■ Given problem
Write out the data again exactly, skipping every picture.

■ Data shown
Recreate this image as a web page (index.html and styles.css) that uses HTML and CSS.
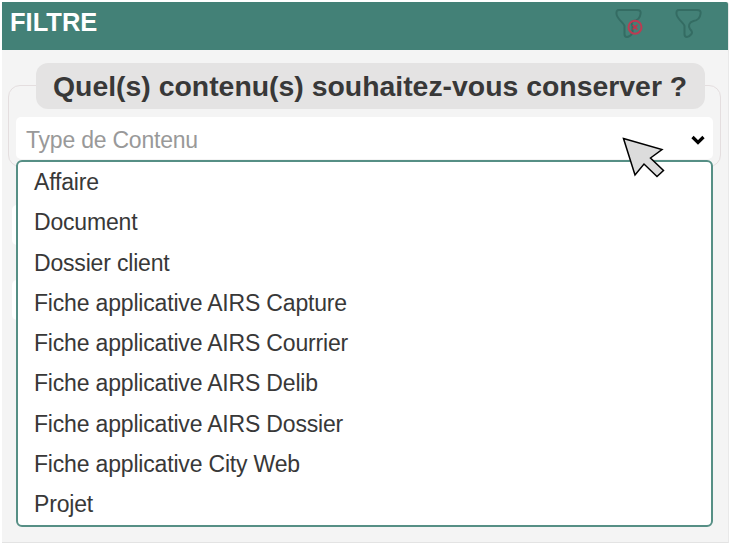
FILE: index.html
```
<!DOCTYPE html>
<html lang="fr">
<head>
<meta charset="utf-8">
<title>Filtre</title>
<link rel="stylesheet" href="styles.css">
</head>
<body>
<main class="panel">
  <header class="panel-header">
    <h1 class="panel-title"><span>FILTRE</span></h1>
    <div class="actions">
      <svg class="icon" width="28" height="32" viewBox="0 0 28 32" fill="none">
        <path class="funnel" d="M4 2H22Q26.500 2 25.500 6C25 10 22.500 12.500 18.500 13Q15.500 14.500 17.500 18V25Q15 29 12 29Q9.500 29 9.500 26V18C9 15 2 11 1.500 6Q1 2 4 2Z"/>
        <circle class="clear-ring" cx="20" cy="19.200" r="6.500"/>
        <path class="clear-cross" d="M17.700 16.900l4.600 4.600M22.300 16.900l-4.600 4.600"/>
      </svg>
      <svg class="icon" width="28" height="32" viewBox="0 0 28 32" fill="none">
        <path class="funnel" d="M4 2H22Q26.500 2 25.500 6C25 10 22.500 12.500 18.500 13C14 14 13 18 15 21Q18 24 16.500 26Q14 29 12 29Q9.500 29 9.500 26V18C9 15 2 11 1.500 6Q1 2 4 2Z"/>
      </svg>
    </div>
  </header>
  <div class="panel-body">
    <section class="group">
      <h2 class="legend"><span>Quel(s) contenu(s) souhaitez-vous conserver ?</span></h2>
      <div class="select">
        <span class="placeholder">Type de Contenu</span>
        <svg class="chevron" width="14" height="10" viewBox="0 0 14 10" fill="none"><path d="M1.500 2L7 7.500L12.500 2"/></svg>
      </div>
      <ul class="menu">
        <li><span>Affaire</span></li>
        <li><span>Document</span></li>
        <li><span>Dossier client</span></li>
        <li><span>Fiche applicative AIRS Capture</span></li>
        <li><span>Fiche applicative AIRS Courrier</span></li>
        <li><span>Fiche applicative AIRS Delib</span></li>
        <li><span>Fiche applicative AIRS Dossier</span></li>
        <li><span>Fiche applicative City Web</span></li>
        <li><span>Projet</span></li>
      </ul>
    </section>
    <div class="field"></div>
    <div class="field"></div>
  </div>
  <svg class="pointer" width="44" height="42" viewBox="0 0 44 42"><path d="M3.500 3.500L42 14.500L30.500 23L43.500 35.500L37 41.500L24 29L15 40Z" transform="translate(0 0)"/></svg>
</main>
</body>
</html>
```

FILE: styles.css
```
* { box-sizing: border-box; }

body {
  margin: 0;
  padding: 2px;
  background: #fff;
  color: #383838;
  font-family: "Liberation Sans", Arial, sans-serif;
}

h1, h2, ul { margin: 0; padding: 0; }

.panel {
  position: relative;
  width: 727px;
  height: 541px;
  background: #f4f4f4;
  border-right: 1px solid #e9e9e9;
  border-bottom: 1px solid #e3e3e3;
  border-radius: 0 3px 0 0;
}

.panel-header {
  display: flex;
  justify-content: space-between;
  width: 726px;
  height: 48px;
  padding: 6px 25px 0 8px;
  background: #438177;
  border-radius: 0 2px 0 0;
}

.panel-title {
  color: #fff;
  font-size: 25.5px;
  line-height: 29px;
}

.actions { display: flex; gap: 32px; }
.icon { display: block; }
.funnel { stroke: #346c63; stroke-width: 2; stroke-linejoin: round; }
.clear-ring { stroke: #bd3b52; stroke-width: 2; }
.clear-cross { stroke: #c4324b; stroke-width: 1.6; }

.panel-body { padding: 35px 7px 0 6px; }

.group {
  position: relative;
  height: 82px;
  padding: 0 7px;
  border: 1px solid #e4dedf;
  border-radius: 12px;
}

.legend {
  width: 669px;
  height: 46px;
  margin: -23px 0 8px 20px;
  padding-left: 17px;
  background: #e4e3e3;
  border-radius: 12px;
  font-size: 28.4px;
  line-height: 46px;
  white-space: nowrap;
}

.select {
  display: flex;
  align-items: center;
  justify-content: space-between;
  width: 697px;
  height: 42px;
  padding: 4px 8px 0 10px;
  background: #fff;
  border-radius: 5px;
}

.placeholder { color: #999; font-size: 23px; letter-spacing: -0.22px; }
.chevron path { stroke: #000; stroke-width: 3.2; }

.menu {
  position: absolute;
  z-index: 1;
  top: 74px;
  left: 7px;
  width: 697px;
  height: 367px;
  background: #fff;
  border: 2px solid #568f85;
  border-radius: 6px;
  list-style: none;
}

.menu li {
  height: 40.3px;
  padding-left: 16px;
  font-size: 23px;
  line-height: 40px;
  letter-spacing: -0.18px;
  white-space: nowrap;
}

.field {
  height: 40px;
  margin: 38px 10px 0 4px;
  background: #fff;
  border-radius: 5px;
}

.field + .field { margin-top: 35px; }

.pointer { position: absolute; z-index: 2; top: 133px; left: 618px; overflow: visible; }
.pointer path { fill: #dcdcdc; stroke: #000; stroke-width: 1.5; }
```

■ Written reply
Recreate this image as a web page (index.html and styles.css) that uses HTML and CSS.
FILE: index.html
```
<!DOCTYPE html>
<html lang="fr">
<head>
<meta charset="utf-8">
<title>Filtre</title>
<link rel="stylesheet" href="styles.css">
</head>
<body>
<main class="panel">
  <header class="panel-header">
    <h1 class="panel-title"><span>FILTRE</span></h1>
    <div class="actions">
      <svg class="icon" width="28" height="32" viewBox="0 0 28 32" fill="none">
        <path class="funnel" d="M4 2H22Q26.500 2 25.500 6C25 10 22.500 12.500 18.500 13Q15.500 14.500 17.500 18V25Q15 29 12 29Q9.500 29 9.500 26V18C9 15 2 11 1.500 6Q1 2 4 2Z"/>
        <circle class="clear-ring" cx="20" cy="19.200" r="6.500"/>
        <path class="clear-cross" d="M17.700 16.900l4.600 4.600M22.300 16.900l-4.600 4.600"/>
      </svg>
      <svg class="icon" width="28" height="32" viewBox="0 0 28 32" fill="none">
        <path class="funnel" d="M4 2H22Q26.500 2 25.500 6C25 10 22.500 12.500 18.500 13C14 14 13 18 15 21Q18 24 16.500 26Q14 29 12 29Q9.500 29 9.500 26V18C9 15 2 11 1.500 6Q1 2 4 2Z"/>
      </svg>
    </div>
  </header>
  <div class="panel-body">
    <section class="group">
      <h2 class="legend"><span>Quel(s) contenu(s) souhaitez-vous conserver ?</span></h2>
      <div class="select">
        <span class="placeholder">Type de Contenu</span>
        <svg class="chevron" width="14" height="10" viewBox="0 0 14 10" fill="none"><path d="M1.500 2L7 7.500L12.500 2"/></svg>
      </div>
      <ul class="menu">
        <li><span>Affaire</span></li>
        <li><span>Document</span></li>
        <li><span>Dossier client</span></li>
        <li><span>Fiche applicative AIRS Capture</span></li>
        <li><span>Fiche applicative AIRS Courrier</span></li>
        <li><span>Fiche applicative AIRS Delib</span></li>
        <li><span>Fiche applicative AIRS Dossier</span></li>
        <li><span>Fiche applicative City Web</span></li>
        <li><span>Projet</span></li>
      </ul>
    </section>
    <div class="field"></div>
    <div class="field"></div>
  </div>
  <svg class="pointer" width="44" height="42" viewBox="0 0 44 42"><path d="M3.500 3.500L42 14.500L30.500 23L43.500 35.500L37 41.500L24 29L15 40Z" transform="translate(0 0)"/></svg>
</main>
</body>
</html>
```

FILE: styles.css
```
* { box-sizing: border-box; }

body {
  margin: 0;
  padding: 2px;
  background: #fff;
  color: #383838;
  font-family: "Liberation Sans", Arial, sans-serif;
}

h1, h2, ul { margin: 0; padding: 0; }

.panel {
  position: relative;
  width: 727px;
  height: 541px;
  background: #f4f4f4;
  border-right: 1px solid #e9e9e9;
  border-bottom: 1px solid #e3e3e3;
  border-radius: 0 3px 0 0;
}

.panel-header {
  display: flex;
  justify-content: space-between;
  width: 726px;
  height: 48px;
  padding: 6px 25px 0 8px;
  background: #438177;
  border-radius: 0 2px 0 0;
}

.panel-title {
  color: #fff;
  font-size: 25.5px;
  line-height: 29px;
}

.actions { display: flex; gap: 32px; }
.icon { display: block; }
.funnel { stroke: #346c63; stroke-width: 2; stroke-linejoin: round; }
.clear-ring { stroke: #bd3b52; stroke-width: 2; }
.clear-cross { stroke: #c4324b; stroke-width: 1.6; }

.panel-body { padding: 35px 7px 0 6px; }

.group {
  position: relative;
  height: 82px;
  padding: 0 7px;
  border: 1px solid #e4dedf;
  border-radius: 12px;
}

.legend {
  width: 669px;
  height: 46px;
  margin: -23px 0 8px 20px;
  padding-left: 17px;
  background: #e4e3e3;
  border-radius: 12px;
  font-size: 28.4px;
  line-height: 46px;
  white-space: nowrap;
}

.select {
  display: flex;
  align-items: center;
  justify-content: space-between;
  width: 697px;
  height: 42px;
  padding: 4px 8px 0 10px;
  background: #fff;
  border-radius: 5px;
}

.placeholder { color: #999; font-size: 23px; letter-spacing: -0.22px; }
.chevron path { stroke: #000; stroke-width: 3.2; }

.menu {
  position: absolute;
  z-index: 1;
  top: 74px;
  left: 7px;
  width: 697px;
  height: 367px;
  background: #fff;
  border: 2px solid #568f85;
  border-radius: 6px;
  list-style: none;
}

.menu li {
  height: 40.3px;
  padding-left: 16px;
  font-size: 23px;
  line-height: 40px;
  letter-spacing: -0.18px;
  white-space: nowrap;
}

.field {
  height: 40px;
  margin: 38px 10px 0 4px;
  background: #fff;
  border-radius: 5px;
}

.field + .field { margin-top: 35px; }

.pointer { position: absolute; z-index: 2; top: 133px; left: 618px; overflow: visible; }
.pointer path { fill: #dcdcdc; stroke: #000; stroke-width: 1.5; }
```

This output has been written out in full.